Until the late 1990s, the farmstead essentially remained as a solitary and silent connection with Deng’s remarkable life. However, with the centenary of his birth in August 2004 and expectations of increasing visitation, a vast interpretative Deng Xiao-ping Memorial Park, weaving the natural setting of terraced fields and ponds with a wealth of interpretative facilities, has been created. These include an exhibition hall and theater, a reconstructed paifang or memorial arch, an array of memorabilia including the old family well, and even the black open-topped Red Flag limousine Deng used to review the troops parading in Beijing’s Tiananmen Square.

Anchoring this park is Deng’s boyhood home, which provides only vague hints of the early life of this remarkable leader.
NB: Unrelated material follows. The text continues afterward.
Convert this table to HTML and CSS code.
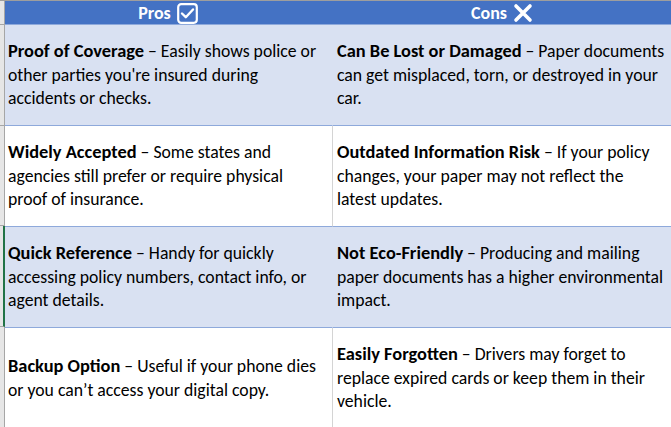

Yet, significantly, the preserved birthplace represents a type of fine dwelling once found throughout this region where houses still are “of the land and the people.” In their form and structure, they reveal accommodations to climate, available building materials, and the cultural dynamics of families that live in them.

Along the front and side verandahs, large, relatively simple lattice windows provide ventilation for the interior in an attempt to reduce the often oppressive heat and high humidity.

The stacking of thin roof tiles along the ridgeline not only offers ornamentation but also serves to stabilize and seal a critical seam where two slopes join on the roof.